DATASET EXCERPT |
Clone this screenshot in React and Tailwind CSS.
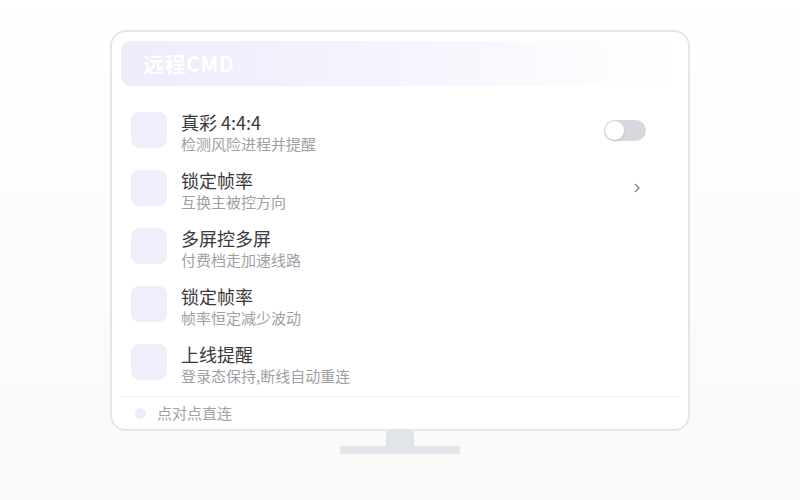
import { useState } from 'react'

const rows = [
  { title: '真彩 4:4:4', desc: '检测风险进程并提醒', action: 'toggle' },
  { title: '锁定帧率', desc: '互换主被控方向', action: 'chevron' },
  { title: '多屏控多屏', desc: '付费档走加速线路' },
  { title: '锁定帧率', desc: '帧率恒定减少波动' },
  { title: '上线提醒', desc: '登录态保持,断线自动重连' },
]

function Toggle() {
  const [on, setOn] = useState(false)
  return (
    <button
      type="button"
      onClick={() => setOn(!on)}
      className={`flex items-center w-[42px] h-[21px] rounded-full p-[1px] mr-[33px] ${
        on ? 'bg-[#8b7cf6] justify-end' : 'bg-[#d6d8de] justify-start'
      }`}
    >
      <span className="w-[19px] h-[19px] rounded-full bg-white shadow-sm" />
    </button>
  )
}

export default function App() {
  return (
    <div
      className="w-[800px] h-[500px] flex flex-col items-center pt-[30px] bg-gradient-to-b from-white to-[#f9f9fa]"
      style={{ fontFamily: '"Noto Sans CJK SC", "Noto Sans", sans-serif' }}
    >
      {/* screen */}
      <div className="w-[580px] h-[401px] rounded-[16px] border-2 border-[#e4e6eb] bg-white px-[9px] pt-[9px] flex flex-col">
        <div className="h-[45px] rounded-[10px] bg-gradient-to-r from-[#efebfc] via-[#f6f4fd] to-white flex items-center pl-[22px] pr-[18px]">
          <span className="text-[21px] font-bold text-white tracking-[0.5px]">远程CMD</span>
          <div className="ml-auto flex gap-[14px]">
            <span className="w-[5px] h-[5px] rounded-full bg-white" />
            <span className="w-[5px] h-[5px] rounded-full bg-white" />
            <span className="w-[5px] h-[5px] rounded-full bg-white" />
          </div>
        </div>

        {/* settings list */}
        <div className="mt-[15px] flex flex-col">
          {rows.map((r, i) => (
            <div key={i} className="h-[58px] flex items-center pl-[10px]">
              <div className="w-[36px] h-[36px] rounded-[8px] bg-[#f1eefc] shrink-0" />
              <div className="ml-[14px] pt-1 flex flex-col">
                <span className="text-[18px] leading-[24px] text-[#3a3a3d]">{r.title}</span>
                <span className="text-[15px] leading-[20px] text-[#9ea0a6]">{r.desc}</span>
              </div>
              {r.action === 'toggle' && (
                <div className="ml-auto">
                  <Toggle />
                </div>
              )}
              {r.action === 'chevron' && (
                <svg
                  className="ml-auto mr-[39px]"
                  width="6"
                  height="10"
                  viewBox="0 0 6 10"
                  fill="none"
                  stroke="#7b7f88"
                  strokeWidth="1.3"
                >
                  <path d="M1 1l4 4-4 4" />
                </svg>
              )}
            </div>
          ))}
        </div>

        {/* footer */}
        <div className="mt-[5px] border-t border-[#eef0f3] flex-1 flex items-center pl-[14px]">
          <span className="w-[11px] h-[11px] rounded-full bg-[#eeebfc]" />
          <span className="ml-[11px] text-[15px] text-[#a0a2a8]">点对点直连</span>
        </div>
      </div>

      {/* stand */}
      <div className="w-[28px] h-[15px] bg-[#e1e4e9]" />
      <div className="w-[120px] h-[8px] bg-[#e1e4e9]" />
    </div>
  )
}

YOUR OBJECTIVE | Copy the material shown above in full and exactly. Skip the pictures.

TASK ANSWER |
Clone this screenshot in React and Tailwind CSS.
import { useState } from 'react'

const rows = [
  { title: '真彩 4:4:4', desc: '检测风险进程并提醒', action: 'toggle' },
  { title: '锁定帧率', desc: '互换主被控方向', action: 'chevron' },
  { title: '多屏控多屏', desc: '付费档走加速线路' },
  { title: '锁定帧率', desc: '帧率恒定减少波动' },
  { title: '上线提醒', desc: '登录态保持,断线自动重连' },
]

function Toggle() {
  const [on, setOn] = useState(false)
  return (
    <button
      type="button"
      onClick={() => setOn(!on)}
      className={`flex items-center w-[42px] h-[21px] rounded-full p-[1px] mr-[33px] ${
        on ? 'bg-[#8b7cf6] justify-end' : 'bg-[#d6d8de] justify-start'
      }`}
    >
      <span className="w-[19px] h-[19px] rounded-full bg-white shadow-sm" />
    </button>
  )
}

export default function App() {
  return (
    <div
      className="w-[800px] h-[500px] flex flex-col items-center pt-[30px] bg-gradient-to-b from-white to-[#f9f9fa]"
      style={{ fontFamily: '"Noto Sans CJK SC", "Noto Sans", sans-serif' }}
    >
      {/* screen */}
      <div className="w-[580px] h-[401px] rounded-[16px] border-2 border-[#e4e6eb] bg-white px-[9px] pt-[9px] flex flex-col">
        <div className="h-[45px] rounded-[10px] bg-gradient-to-r from-[#efebfc] via-[#f6f4fd] to-white flex items-center pl-[22px] pr-[18px]">
          <span className="text-[21px] font-bold text-white tracking-[0.5px]">远程CMD</span>
          <div className="ml-auto flex gap-[14px]">
            <span className="w-[5px] h-[5px] rounded-full bg-white" />
            <span className="w-[5px] h-[5px] rounded-full bg-white" />
            <span className="w-[5px] h-[5px] rounded-full bg-white" />
          </div>
        </div>

        {/* settings list */}
        <div className="mt-[15px] flex flex-col">
          {rows.map((r, i) => (
            <div key={i} className="h-[58px] flex items-center pl-[10px]">
              <div className="w-[36px] h-[36px] rounded-[8px] bg-[#f1eefc] shrink-0" />
              <div className="ml-[14px] pt-1 flex flex-col">
                <span className="text-[18px] leading-[24px] text-[#3a3a3d]">{r.title}</span>
                <span className="text-[15px] leading-[20px] text-[#9ea0a6]">{r.desc}</span>
              </div>
              {r.action === 'toggle' && (
                <div className="ml-auto">
                  <Toggle />
                </div>
              )}
              {r.action === 'chevron' && (
                <svg
                  className="ml-auto mr-[39px]"
                  width="6"
                  height="10"
                  viewBox="0 0 6 10"
                  fill="none"
                  stroke="#7b7f88"
                  strokeWidth="1.3"
                >
                  <path d="M1 1l4 4-4 4" />
                </svg>
              )}
            </div>
          ))}
        </div>

        {/* footer */}
        <div className="mt-[5px] border-t border-[#eef0f3] flex-1 flex items-center pl-[14px]">
          <span className="w-[11px] h-[11px] rounded-full bg-[#eeebfc]" />
          <span className="ml-[11px] text-[15px] text-[#a0a2a8]">点对点直连</span>
        </div>
      </div>

      {/* stand */}
      <div className="w-[28px] h-[15px] bg-[#e1e4e9]" />
      <div className="w-[120px] h-[8px] bg-[#e1e4e9]" />
    </div>
  )
}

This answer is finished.